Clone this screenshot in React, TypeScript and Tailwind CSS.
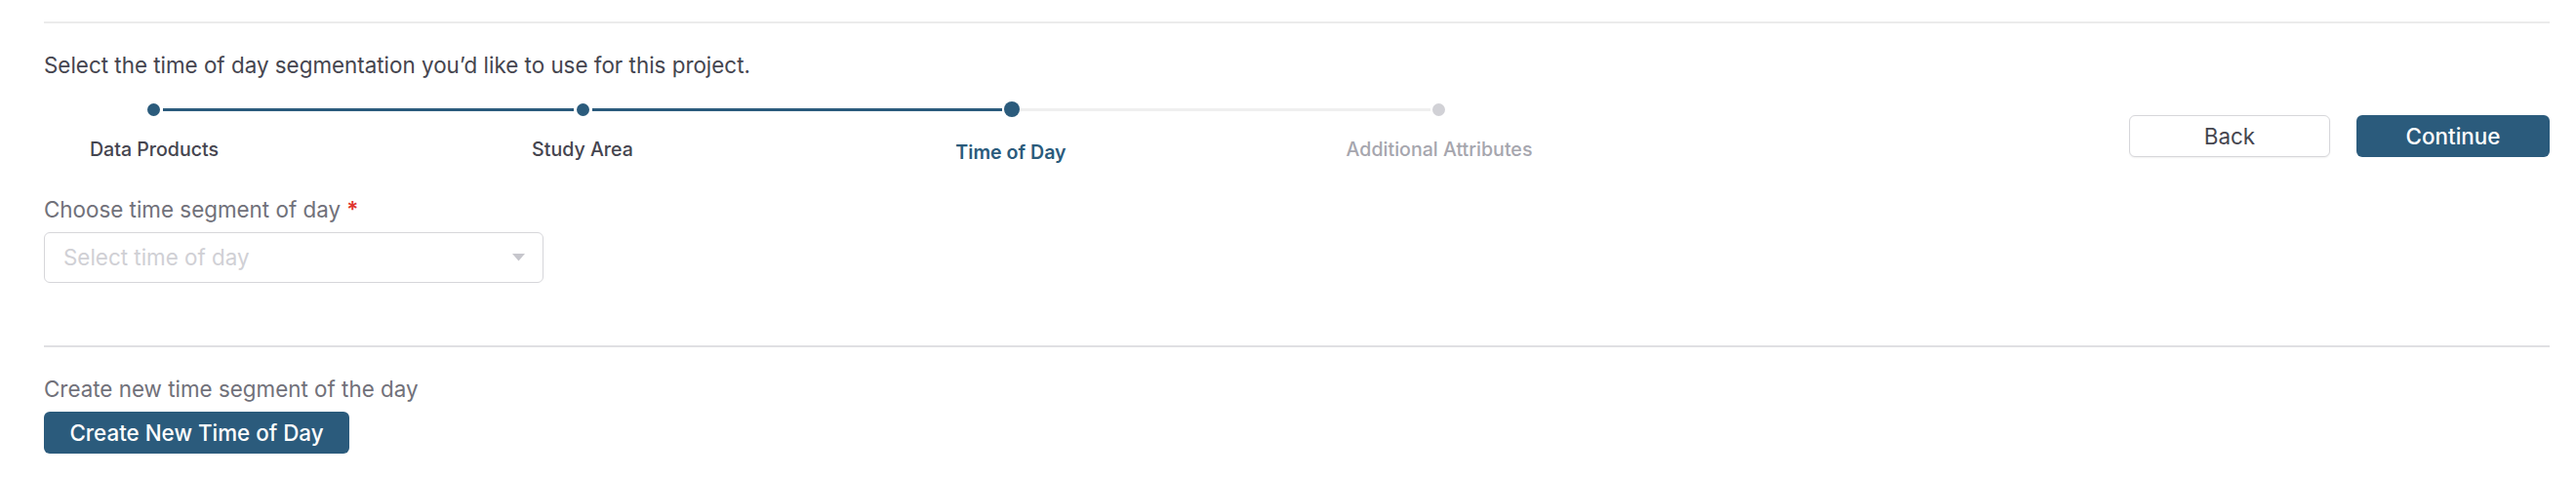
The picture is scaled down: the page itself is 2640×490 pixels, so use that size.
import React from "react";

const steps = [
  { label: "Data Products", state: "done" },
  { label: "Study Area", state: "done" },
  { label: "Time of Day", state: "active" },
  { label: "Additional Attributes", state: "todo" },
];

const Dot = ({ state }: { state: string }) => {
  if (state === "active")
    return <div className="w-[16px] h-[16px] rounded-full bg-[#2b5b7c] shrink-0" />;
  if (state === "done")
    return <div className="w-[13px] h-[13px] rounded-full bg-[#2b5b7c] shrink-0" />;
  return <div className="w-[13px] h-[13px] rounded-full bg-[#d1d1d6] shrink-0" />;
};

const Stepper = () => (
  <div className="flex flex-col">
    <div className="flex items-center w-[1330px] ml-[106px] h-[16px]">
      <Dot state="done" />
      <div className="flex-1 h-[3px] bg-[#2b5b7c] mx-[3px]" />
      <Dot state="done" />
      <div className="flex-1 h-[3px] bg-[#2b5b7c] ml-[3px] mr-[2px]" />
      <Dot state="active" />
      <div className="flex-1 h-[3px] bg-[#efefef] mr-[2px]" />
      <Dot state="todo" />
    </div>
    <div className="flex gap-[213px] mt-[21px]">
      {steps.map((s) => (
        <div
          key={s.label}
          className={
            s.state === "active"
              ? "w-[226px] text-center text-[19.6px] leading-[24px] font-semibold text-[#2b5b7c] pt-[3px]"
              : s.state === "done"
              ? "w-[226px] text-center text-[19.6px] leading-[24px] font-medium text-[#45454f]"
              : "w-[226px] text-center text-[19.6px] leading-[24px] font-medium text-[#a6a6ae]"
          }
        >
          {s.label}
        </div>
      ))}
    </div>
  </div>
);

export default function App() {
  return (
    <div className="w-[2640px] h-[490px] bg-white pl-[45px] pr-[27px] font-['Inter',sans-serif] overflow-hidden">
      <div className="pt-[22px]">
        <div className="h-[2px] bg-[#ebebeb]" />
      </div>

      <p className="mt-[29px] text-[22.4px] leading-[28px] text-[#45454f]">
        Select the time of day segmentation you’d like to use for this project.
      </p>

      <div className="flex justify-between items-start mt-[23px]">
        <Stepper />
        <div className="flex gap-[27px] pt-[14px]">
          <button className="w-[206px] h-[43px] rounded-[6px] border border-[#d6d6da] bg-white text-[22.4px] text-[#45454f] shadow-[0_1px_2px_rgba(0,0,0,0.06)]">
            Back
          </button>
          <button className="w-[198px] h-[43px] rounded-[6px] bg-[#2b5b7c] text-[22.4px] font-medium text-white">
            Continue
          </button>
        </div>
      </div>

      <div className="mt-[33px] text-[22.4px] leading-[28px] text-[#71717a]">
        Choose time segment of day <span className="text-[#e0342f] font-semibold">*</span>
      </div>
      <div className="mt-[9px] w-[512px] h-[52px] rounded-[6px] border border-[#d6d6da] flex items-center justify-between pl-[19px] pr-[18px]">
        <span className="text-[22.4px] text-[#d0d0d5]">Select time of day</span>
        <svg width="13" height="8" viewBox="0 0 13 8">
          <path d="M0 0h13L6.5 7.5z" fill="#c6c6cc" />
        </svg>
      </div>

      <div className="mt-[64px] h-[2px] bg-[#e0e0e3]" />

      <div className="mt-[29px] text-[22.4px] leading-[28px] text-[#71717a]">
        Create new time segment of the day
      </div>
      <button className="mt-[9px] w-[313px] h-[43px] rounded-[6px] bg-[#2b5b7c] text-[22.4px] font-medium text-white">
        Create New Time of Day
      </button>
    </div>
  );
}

══════

**GIVEN PROBLEM**
Print each line of the material above exactly, with the pictures removed from your copy.

**THE COMPLETED TASK**
Clone this screenshot in React, TypeScript and Tailwind CSS.
The picture is scaled down: the page itself is 2640×490 pixels, so use that size.
import React from "react";

const steps = [
  { label: "Data Products", state: "done" },
  { label: "Study Area", state: "done" },
  { label: "Time of Day", state: "active" },
  { label: "Additional Attributes", state: "todo" },
];

const Dot = ({ state }: { state: string }) => {
  if (state === "active")
    return <div className="w-[16px] h-[16px] rounded-full bg-[#2b5b7c] shrink-0" />;
  if (state === "done")
    return <div className="w-[13px] h-[13px] rounded-full bg-[#2b5b7c] shrink-0" />;
  return <div className="w-[13px] h-[13px] rounded-full bg-[#d1d1d6] shrink-0" />;
};

const Stepper = () => (
  <div className="flex flex-col">
    <div className="flex items-center w-[1330px] ml-[106px] h-[16px]">
      <Dot state="done" />
      <div className="flex-1 h-[3px] bg-[#2b5b7c] mx-[3px]" />
      <Dot state="done" />
      <div className="flex-1 h-[3px] bg-[#2b5b7c] ml-[3px] mr-[2px]" />
      <Dot state="active" />
      <div className="flex-1 h-[3px] bg-[#efefef] mr-[2px]" />
      <Dot state="todo" />
    </div>
    <div className="flex gap-[213px] mt-[21px]">
      {steps.map((s) => (
        <div
          key={s.label}
          className={
            s.state === "active"
              ? "w-[226px] text-center text-[19.6px] leading-[24px] font-semibold text-[#2b5b7c] pt-[3px]"
              : s.state === "done"
              ? "w-[226px] text-center text-[19.6px] leading-[24px] font-medium text-[#45454f]"
              : "w-[226px] text-center text-[19.6px] leading-[24px] font-medium text-[#a6a6ae]"
          }
        >
          {s.label}
        </div>
      ))}
    </div>
  </div>
);

export default function App() {
  return (
    <div className="w-[2640px] h-[490px] bg-white pl-[45px] pr-[27px] font-['Inter',sans-serif] overflow-hidden">
      <div className="pt-[22px]">
        <div className="h-[2px] bg-[#ebebeb]" />
      </div>

      <p className="mt-[29px] text-[22.4px] leading-[28px] text-[#45454f]">
        Select the time of day segmentation you’d like to use for this project.
      </p>

      <div className="flex justify-between items-start mt-[23px]">
        <Stepper />
        <div className="flex gap-[27px] pt-[14px]">
          <button className="w-[206px] h-[43px] rounded-[6px] border border-[#d6d6da] bg-white text-[22.4px] text-[#45454f] shadow-[0_1px_2px_rgba(0,0,0,0.06)]">
            Back
          </button>
          <button className="w-[198px] h-[43px] rounded-[6px] bg-[#2b5b7c] text-[22.4px] font-medium text-white">
            Continue
          </button>
        </div>
      </div>

      <div className="mt-[33px] text-[22.4px] leading-[28px] text-[#71717a]">
        Choose time segment of day <span className="text-[#e0342f] font-semibold">*</span>
      </div>
      <div className="mt-[9px] w-[512px] h-[52px] rounded-[6px] border border-[#d6d6da] flex items-center justify-between pl-[19px] pr-[18px]">
        <span className="text-[22.4px] text-[#d0d0d5]">Select time of day</span>
        <svg width="13" height="8" viewBox="0 0 13 8">
          <path d="M0 0h13L6.5 7.5z" fill="#c6c6cc" />
        </svg>
      </div>

      <div className="mt-[64px] h-[2px] bg-[#e0e0e3]" />

      <div className="mt-[29px] text-[22.4px] leading-[28px] text-[#71717a]">
        Create new time segment of the day
      </div>
      <button className="mt-[9px] w-[313px] h-[43px] rounded-[6px] bg-[#2b5b7c] text-[22.4px] font-medium text-white">
        Create New Time of Day
      </button>
    </div>
  );
}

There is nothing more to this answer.